## [DATA BLOCK]
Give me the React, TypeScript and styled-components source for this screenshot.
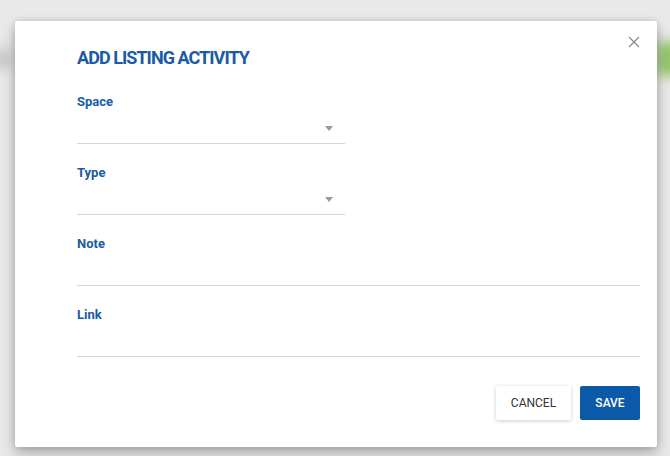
import React from "react";
import styled, { createGlobalStyle } from "styled-components";

const Global = createGlobalStyle`
  html, body { margin: 0; padding: 0; }
  body { font-family: Roboto, "Liberation Sans", Arial, sans-serif; background: #ececec; }
  * { box-sizing: border-box; }
`;

const Backdrop = styled.div`
  position: relative;
  width: 670px;
  height: 456px;
  overflow: hidden;
  background: #e9e9e9;
  padding: 21px 13px 9px 15px;
`;

const Blur = styled.div<{ $top: number; $left: number; $w: number; $h: number; $c: string }>`
  position: absolute;
  top: ${(p) => p.$top}px;
  left: ${(p) => p.$left}px;
  width: ${(p) => p.$w}px;
  height: ${(p) => p.$h}px;
  background: ${(p) => p.$c};
  filter: blur(6px);
  border-radius: 8px;
`;

const Modal = styled.div`
  position: relative;
  height: 100%;
  background: #ffffff;
  border-radius: 2px;
  box-shadow: 0 6px 14px rgba(0, 0, 0, 0.28), 0 0 6px rgba(0, 0, 0, 0.12);
  padding: 25px 17px 27px 62px;
  display: flex;
  flex-direction: column;
`;

const Close = styled.button`
  position: absolute;
  top: 15px;
  right: 17px;
  width: 12px;
  height: 12px;
  padding: 0;
  border: none;
  background: none;
  display: flex;
  cursor: pointer;
`;

const Title = styled.h2`
  margin: 0 0 24px;
  font-size: 18px;
  line-height: 24px;
  font-weight: 700;
  color: #1a5aa6;
  letter-spacing: -0.95px;
`;

const Field = styled.div<{ $narrow?: boolean }>`
  width: ${(p) => (p.$narrow ? "268px" : "100%")};
  margin-bottom: 21px;
`;

const Label = styled.div`
  font-size: 13px;
  line-height: 16px;
  font-weight: 700;
  color: #1a5aa6;
`;

const InputArea = styled.div`
  position: relative;
  height: 34px;
  border-bottom: 1px solid #d6d6d6;
`;

const Arrow = styled.span`
  position: absolute;
  right: 12px;
  top: 16px;
  width: 0;
  height: 0;
  border-left: 4.5px solid transparent;
  border-right: 4.5px solid transparent;
  border-top: 5px solid #9a9a9a;
`;

const Actions = styled.div`
  display: flex;
  justify-content: flex-end;
  gap: 9px;
  margin-top: 8px;
`;

const Button = styled.button<{ $primary?: boolean }>`
  height: 34px;
  padding: 0;
  width: ${(p) => (p.$primary ? "60px" : "75px")};
  border: none;
  border-radius: 2px;
  font-family: Roboto, "Liberation Sans", Arial, sans-serif;
  font-size: 12px;
  font-weight: ${(p) => (p.$primary ? 500 : 400)};
  color: ${(p) => (p.$primary ? "#ffffff" : "#333333")};
  background: ${(p) => (p.$primary ? "#0b5aa9" : "#ffffff")};
  box-shadow: ${(p) => (p.$primary ? "none" : "0 1px 4px rgba(0,0,0,0.2)")};
  cursor: pointer;
`;

const fields: { label: string; select: boolean }[] = [
  { label: "Space", select: true },
  { label: "Type", select: true },
  { label: "Note", select: false },
  { label: "Link", select: false },
];

export default function App() {
  return (
    <>
      <Global />
      <Backdrop>
        <Blur $top={48} $left={-10} $w={22} $h={22} $c="#c9c9c9" />
        <Blur $top={42} $left={656} $w={30} $h={34} $c="#95c56a" />
        <Modal>
          <Close aria-label="Close">
            <svg width="12" height="12" viewBox="0 0 12 12">
              <path d="M1 1 L11 11 M11 1 L1 11" stroke="#8a8a8a" strokeWidth="1.2" fill="none" />
            </svg>
          </Close>
          <Title>ADD LISTING ACTIVITY</Title>
          {fields.map((f) => (
            <Field key={f.label} $narrow={f.select}>
              <Label>{f.label}</Label>
              <InputArea>{f.select && <Arrow />}</InputArea>
            </Field>
          ))}
          <Actions>
            <Button>CANCEL</Button>
            <Button $primary>SAVE</Button>
          </Actions>
        </Modal>
      </Backdrop>
    </>
  );
}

## [WHAT NEEDS TO BE DONE]
Where a line above contains the word "components", copy that line.

## [EXERCISE ANSWER]
Give me the React, TypeScript and styled-components source for this screenshot.
import styled, { createGlobalStyle } from "styled-components";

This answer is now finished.